What I learnt from being a tribe junkie pt. 1: Escape the City


Its becoming quite clear now that I love tribes, In all their shape, sizes and reasons for being. (case and point the esc themed pumpkin I carved this weekend, for my Esc insta takeover!). So I thought it might be interesting to trace back to where it all began and talk about how various tribes have impacted my life over the last 18 months or so. First up…

Escape the City… my gateway drug into the world of tribes. Where do I begin!

It all started back in Spring 2014. Familiar story, I was stuck in my Corporate PwC audit graduate scheme, uninspired and exhausted. I’d been getting the Escape the City newsletters for a a number of months previously, and as many of us do, I’d scan them and file them away into a ‘to come back to later’ folder. Until one day, I spotted an event ‘How to start a food business and get on TV’ with Patrick Drake from Hello Fresh. See, I had this friend at work, who had a food blog and was an amazing cook and was not enjoying her current audit job, so I bought 2 tickets and told her it was my treat. We went along to the Adam Street Social to listen to Patrick who shared his inspiring story. As it happened my friend never came back, but I’ve been here ever since!

Just a whistle stop tour of my escape adventures to date…

I attended a few more events, didn’t say a word, sat in the back listened in awe at these amazing stories of people doing things I didn’t even know was possible. Eventually plucked up the courage to speak to Adele, Matt and Rob and explored what they were up to. Just before one of the events I had signed up for ‘How to travel and write for a living’ with Caroline Sylger Jones (what a promise), Adele emailed all attendees asking for someone to write up the event for the Esc blog. I immediately hit reply and volunteered. I’d just that month started my fledgeling blog, so heck, I was a blogger, I could do this. I wrote up a few more of the events I went to for the Esc blog. A few weeks in I became a willing volunteer, meeting and greeting people as they arrived at events, helping to register people, sorting out drinks and snacks.

Esc announced the idea of beta testing these ‘tribes’ and I jumped at the chance of becoming a Founding Member. As they migrated over to Bathtub to Boardroom and their new permanent home, I came in to help paint the new digs. Escape to the Woods pt.1 happened and once again it was a no-brainer, I was in.

At this point I’d actually been able to find my dream job in Learning and Development, with a bit of hustle still at PwC, due to start 1st October 2014.

I graduated from Founding Membership and became part of the Tribe Alumni. This year I volunteered at a Start Up MBA weekend, worked with Skye and volunteered at the first ever World Escape Day event in London, came along to Escape to the Woods pt.2 and just these past few days taken over the Escape the City Instagram page to show fellow Escapees a little of what I get up to in my #21centurycareer.

Phew!! I think that covers it. Putting it all on one page like that makes my mind boggle. This doesn’t even capture the FB messages/emails to the guys with random thoughts and ideas and suggestions. The escape team have enabled me to get me to where I am today in so many myriad of ways, and there are so many things I’ve learnt about myself, community and how to get shit done. Here are just a few.

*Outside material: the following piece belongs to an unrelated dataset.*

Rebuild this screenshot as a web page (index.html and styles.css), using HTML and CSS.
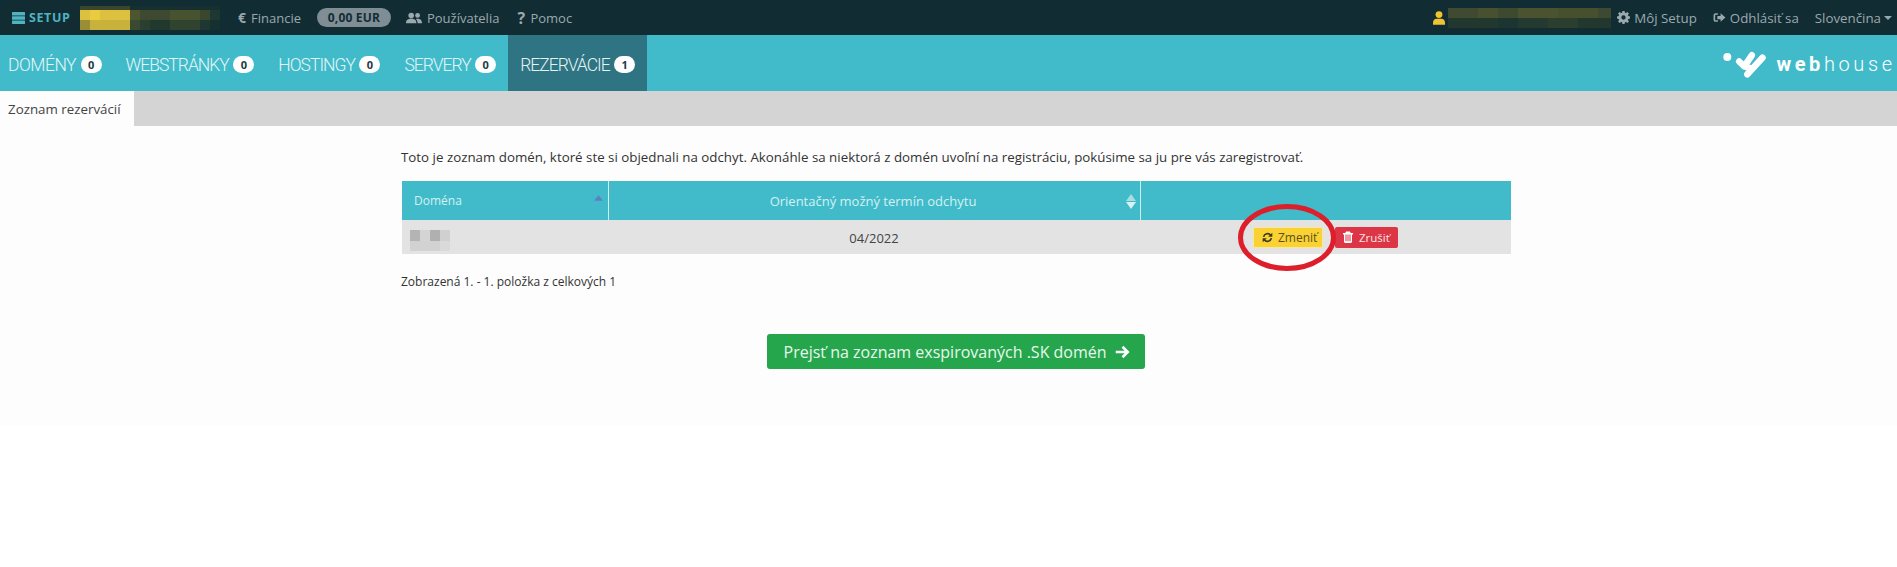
FILE: index.html
```html
<!DOCTYPE html>
<html lang="sk">
<head>
<meta charset="utf-8">
<title>Zoznam rezervácií</title>
<link rel="stylesheet" href="styles.css">
</head>
<body>
<header class="topbar">
  <div class="topbar-left">
    <a class="brand"><svg class="ico-setup" viewBox="0 0 13 12"><rect width="13" height="3.500" y="0" rx=".5"/><rect width="13" height="3.500" y="4.250" rx=".5"/><rect width="13" height="3.500" y="8.500" rx=".5"/></svg>SETUP</a>
    <div class="blur blur-account"></div>
    <a class="tlink fin"><span class="euro">€</span>Financie</a>
    <span class="balance">0,00 EUR</span>
    <a class="tlink users"><svg class="ico" viewBox="0 0 20 14"><circle cx="6.500" cy="3.800" r="3.500"/><circle cx="14.500" cy="3.800" r="3"/><path d="M0 13.500c0-4 2.500-5.500 6.500-5.500s6.500 1.500 6.500 5.500zM14.500 13.500c0-2.500-.8-4.300-2.300-5.400.7-.2 1.300-.2 2-.2 3.500 0 5.800 1.500 5.800 5.600z"/></svg>Používatelia</a>
    <a class="tlink help"><span class="qm">?</span>Pomoc</a>
  </div>
  <div class="topbar-right">
    <svg class="ico-user" viewBox="0 0 14 16"><circle cx="7" cy="4" r="4"/><path d="M0 16v-2.500c0-3 2-4.500 4-4.500h6c2 0 4 1.500 4 4.500V16z"/></svg>
    <div class="blur blur-user"></div>
    <a class="tlink setup"><svg class="ico-sq" viewBox="0 0 24 24"><path fill-rule="evenodd" d="M10 0h4l.6 3.100 1.900.8L19.200 2l2.800 2.800-1.900 2.700.8 1.900 3.100.6v4l-3.100.6-.8 1.900 1.900 2.700-2.800 2.800-2.700-1.900-1.900.8L14 24h-4l-.6-3.100-1.900-.8L4.800 22 2 19.200l1.900-2.700-.8-1.900L0 14v-4l3.100-.6.800-1.900L2 4.800 4.800 2l2.700 1.900 1.900-.8zM12 8a4 4 0 1 0 0 8 4 4 0 0 0 0-8z"/></svg>Môj Setup</a>
    <a class="tlink logout"><svg class="ico-sq" viewBox="0 0 24 24"><path d="M9 4H5a4 4 0 0 0-4 4v8a4 4 0 0 0 4 4h4v-3H5a1 1 0 0 1-1-1V8a1 1 0 0 1 1-1h4zM14 4l9 8-9 8v-5H8V9h6z"/></svg>Odhlásiť sa</a>
    <a class="tlink lang">Slovenčina<span class="caret"></span></a>
  </div>
</header>
<nav class="mainnav">
  <ul class="tabs">
    <li class="tab first">DOMÉNY<span class="count">0</span></li>
    <li class="tab">WEBSTRÁNKY<span class="count">0</span></li>
    <li class="tab">HOSTINGY<span class="count">0</span></li>
    <li class="tab">SERVERY<span class="count">0</span></li>
    <li class="tab active">REZERVÁCIE<span class="count">1</span></li>
  </ul>
  <div class="logo">
    <svg class="logo-mark" viewBox="0 0 44 27"><circle cx="4.300" cy="6" r="4" fill="#fff"/><path d="M16.200 10.500L21.300 15.300L28.800 4.300M24.300 23.300L39.500 6.700M21.300 15.300L27 17" stroke="#fff" stroke-width="6.500" stroke-linecap="round" stroke-linejoin="round" fill="none"/></svg>
    <span class="logo-text"><b>web</b>house</span>
  </div>
</nav>
<div class="subnav"><span class="subtab">Zoznam rezervácií</span></div>
<main class="content">
  <div class="inner">
    <p class="intro">Toto je zoznam domén, ktoré ste si objednali na odchyt. Akonáhle sa niektorá z domén uvoľní na registráciu, pokúsime sa ju pre vás zaregistrovať.</p>
    <table class="grid">
      <thead>
        <tr>
          <th class="c1">Doména<svg class="sort-up" viewBox="0 0 10 6"><path d="M5 0l5 6H0z"/></svg></th>
          <th class="c2"><span class="th-label">Orientačný možný termín odchytu</span><svg class="sort-both" viewBox="0 0 10 15"><path class="up" d="M5 0l5 7H0z"/><path class="down" d="M5 15l5-7H0z"/></svg></th>
          <th class="c3"></th>
        </tr>
      </thead>
      <tbody>
        <tr>
          <td class="c1"><div class="blur blur-domain"></div></td>
          <td class="c2">04/2022</td>
          <td class="c3">
            <div class="actions">
              <a class="btn btn-yellow"><svg class="ico-btn" viewBox="0 0 24 24"><path fill="none" stroke="#3c3a20" stroke-width="3.600" d="M3.500 10.500A8.800 8.800 0 0 1 19 7M20.500 13.500A8.800 8.800 0 0 1 5 17"/><path fill="#3c3a20" d="M22.500 1.500v9h-9zM1.500 22.500v-9h9z"/></svg>Zmeniť</a>
              <a class="btn btn-red"><svg class="ico-trash" viewBox="0 0 20 24"><path fill="#fff" fill-rule="evenodd" d="M6 1h8l1.500 3H20v3h-2v14a3 3 0 0 1-3 3H5a3 3 0 0 1-3-3V7H0V4h4.500zM5 7v13.500h2V7zM9 7v13.500h2V7zM13 7v13.500h2V7z"/></svg>Zrušiť</a>
              <svg class="mark" viewBox="0 0 98 67"><ellipse cx="49" cy="33.500" rx="46.500" ry="31" fill="none" stroke="#dc1f2a" stroke-width="5"/></svg>
            </div>
          </td>
        </tr>
      </tbody>
    </table>
    <p class="summary">Zobrazená 1. - 1. položka z celkových 1</p>
    <div class="cta-row">
      <a class="cta">Prejsť na zoznam exspirovaných .SK domén<svg class="ico-arrow" viewBox="0 0 20 18"><path fill="none" stroke="#fff" stroke-width="3.400" d="M1 9h16M10 2l7 7-7 7"/></svg></a>
    </div>
  </div>
</main>
</body>
</html>
```
FILE: styles.css
```css
* { box-sizing: border-box; }
html, body { margin: 0; padding: 0; background: #fff; }
body { font-family: "Open Sans", sans-serif; font-size: 12px; color: #333; }
a { color: inherit; text-decoration: none; }
.topbar { height: 35px; background: #122c34; display: flex; justify-content: space-between; align-items: center; padding: 0 5px 0 12px; color: #9aa9ad; }
.topbar-left, .topbar-right { display: flex; align-items: center; height: 100%; }
.brand { display: flex; align-items: center; color: #4fb3c0; font-weight: 700; font-size: 12.500px; letter-spacing: .6px; width: 57px; }
.ico-setup { width: 13px; height: 12px; fill: #4fb3c0; margin-right: 4px; flex: none; }
.blur { flex: none; }
.blur-account {
  width: 140px; height: 24px; margin-left: 11px;
  background-repeat: no-repeat;
  background-size: 100% 4px, 100% 10px, 100% 10px;
  background-position: 0 0, 0 4px, 0 14px;
  background-image:
    linear-gradient(90deg, #3c452d 0 50px, #16302f 50px),
    linear-gradient(90deg, #dcc040 0 10px, #eacb3e 10px 20px, #dcc040 20px 50px, #4e5630 50px 60px, #3d4a31 60px 90px, #47522f 90px 120px, #39472f 120px 130px, #1e3732 130px),
    linear-gradient(90deg, #9a8d38 0 10px, #c9b23c 10px 50px, #394a30 50px 60px, #2a3f30 60px 70px, #21382f 70px 90px, #2f432f 90px 120px, #1e3732 120px 130px, #14302f 130px);
}
.tlink { display: flex; align-items: center; font-size: 13px; white-space: nowrap; }
.fin { margin-left: 18px; }
.euro { font-weight: 700; margin-right: 4px; font-size: 14px; width: 9px; }
.balance { margin: 0 15px 0 16px; background: #7e8e94; color: #122c34; font-weight: 700; font-size: 12px; border-radius: 10px; height: 19px; line-height: 19px; width: 74px; text-align: center; letter-spacing: .2px; }
.ico { width: 16px; height: 12px; fill: #9aa9ad; margin-right: 5px; }
.help { margin-left: 18px; }
.qm { font-weight: 700; font-size: 16px; margin-right: 4px; width: 9px; }
.ico-user { width: 12px; height: 14px; fill: #f0c430; flex: none; }
.blur-user {
  width: 163px; height: 20px; margin-left: 3px; margin-right: 6px;
  background-repeat: no-repeat;
  background-size: 100% 10px, 100% 10px;
  background-position: 0 0, 0 10px;
  background-image:
    linear-gradient(90deg, #3f4a30 0 30px, #47502f 30px 50px, #3e4a30 50px 70px, #4a5230 70px 110px, #46502f 110px 150px, #3d4930 150px),
    linear-gradient(90deg, #22382f 0 50px, #1c3530 50px 70px, #24392f 70px 100px, #2c3f2f 100px 130px, #22382f 130px);
}
.topbar-right .tlink { font-size: 13.300px; }
.ico-sq { width: 13px; height: 13px; fill: #9aa9ad; margin-right: 4px; }
.logout, .lang { margin-left: 16px; }
.caret { display: inline-block; margin-left: 3px; border: 4px solid transparent; border-top-color: #9aa9ad; border-bottom: 0; }
.mainnav { height: 56px; background: #41bbc9; display: flex; justify-content: space-between; color: #d9f2f5; }
.tabs { display: flex; list-style: none; margin: 0; padding: 0; }
.tab { display: flex; align-items: center; font-family: Roboto, sans-serif; font-size: 17.500px; font-weight: 300; letter-spacing: -1px; padding: 4px 12px 0; white-space: nowrap; color: #e3f6f8; }
.tab.first { padding-left: 8px; letter-spacing: -.5px; }
.tab.active { background: #2e7482; color: #e6f3f5; }
.count { background: #fff; color: #1d3a42; border-radius: 9px; font-family: "Open Sans", sans-serif; font-size: 11px; font-weight: 700; letter-spacing: 0; height: 17px; line-height: 17px; width: 21px; text-align: center; margin-left: 4.500px; position: relative; top: -1px; }
.logo { display: flex; align-items: center; color: #fff; padding: 2px 5px 0 0; }
.logo-mark { width: 44px; height: 27px; margin-right: 9px; }
.logo-text { font-family: Roboto, sans-serif; font-size: 20px; letter-spacing: 3.600px; font-weight: 300; margin-right: -3.600px; }
.logo-text b { font-weight: 700; }
.subnav { height: 35px; background: #d4d4d4; display: flex; }
.subtab { width: 134px; background: #fdfdfd; display: flex; align-items: center; padding-left: 8px; font-size: 13.330px; color: #444; }
.content { background: #fdfdfd; height: 299px; padding-top: 22px; }
.inner { width: 1110px; margin-left: 401px; }
.intro { margin: 0; font-size: 13.330px; line-height: 18px; color: #333; }
.grid { width: 1109px; margin: 15px 0 0 1px; border-collapse: collapse; table-layout: fixed; font-size: 13px; }
.grid th { height: 39px; background: #41bbc9; color: #d5f0f3; font-weight: 400; font-size: 12px; position: relative; border-left: 1px solid #cfeef2; padding: 0; }
.grid th:first-child { border-left: 0; text-align: left; padding-left: 12px; }
.grid th.c2 { font-size: 13px; }
.th-label { position: relative; left: -1px; }
.grid td { height: 34px; background: #e3e3e3; text-align: center; padding: 0; color: #444; }
.grid td.c1 { vertical-align: top; padding-top: 10px; }
.grid td.c2 { padding-top: 1px; }
.grid .c1 { width: 206px; }
.grid .c2 { width: 532px; }
.blur-domain {
  width: 40px; height: 21px; margin-left: 8px;
  background-repeat: no-repeat;
  background-size: 100% 11px, 100% 10px;
  background-position: 0 0, 0 11px;
  background-image:
    linear-gradient(90deg, #b4b4b4 0 10px, #d4d4d4 10px 20px, #b0b0b0 20px 30px, #d0d0d0 30px),
    linear-gradient(90deg, #d2d2d2 0 30px, #dadada 30px);
}
.sort-up { position: absolute; right: 5px; top: 14px; width: 9px; height: 6px; fill: #5f7fc4; }
.sort-both { position: absolute; right: 4px; top: 13px; width: 10px; height: 15px; }
.sort-both .up { fill: #a8dde3; }
.sort-both .down { fill: #d8f1f4; }
.actions { display: flex; align-items: center; gap: 12px; position: relative; width: fit-content; margin: 0 auto; }
.btn { display: inline-flex; align-items: center; height: 21px; border-radius: 2px; font-size: 12px; white-space: nowrap; }
.btn-yellow { width: 70px; padding-left: 8px; background: #fbd233; color: #5a4f1e; border: 1px solid #fbe69a; }
.btn-red { width: 63px; padding-left: 8px; background: #dc3545; color: #fbe4e6; font-size: 11.500px; }
.ico-btn { width: 11px; height: 11px; margin-right: 5px; flex: none; }
.ico-trash { width: 10px; height: 12px; margin-right: 6px; flex: none; }
.mark { position: absolute; left: -15px; top: -23px; width: 98px; height: 67px; pointer-events: none; }
.summary { margin: 19px 0 0; font-size: 12px; line-height: 18px; }
.cta-row { text-align: center; margin-top: 43px; padding-right: 1px; }
.cta { display: inline-flex; align-items: center; height: 35px; width: 378px; padding-left: 17px; background: #26a64c; color: #e6f8ec; border-radius: 3px; font-size: 16px; font-weight: 400; white-space: nowrap; }
.ico-arrow { width: 15px; height: 14px; margin-left: 8px; }
```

Say yes… even if you don’t think you’re ready

You’ll find a way to make it work once you’ve committed to a plan. So many times over the past 18 months I didn’t think that I was in a place to do something, whether that be blogging for Escape, asking folks at work for new opportunities, contacting people I want to get to know better. Most of the time I just ‘held my nose’ and did it anyway. There was just enough excitement in the potential outcome and just enough fear of regret that I just jumped before I was ready. Don’t get me wrong, a lot of those encounters, such as the time I decided to meet with a partner at PwC and give him a copy of The Escape Manifesto or the time I sent a ballsy anti CV to a start up founder to ask for work experience, where I was met with rejection or I wandered straight into a complete dead end and had to go away and nurse my wounds. But it just doesn’t compare to the elation you feel when you say yes and then it all works out just as you’d hoped. I said yes this year to becoming a property guardian, being the project manager on TEDx Brixton, speaking in public, facilitating train the trainer sessions at work and survived. Even though at times I thought I wouldn’t. Now I get to say that I did that stuff and that’s pretty cool.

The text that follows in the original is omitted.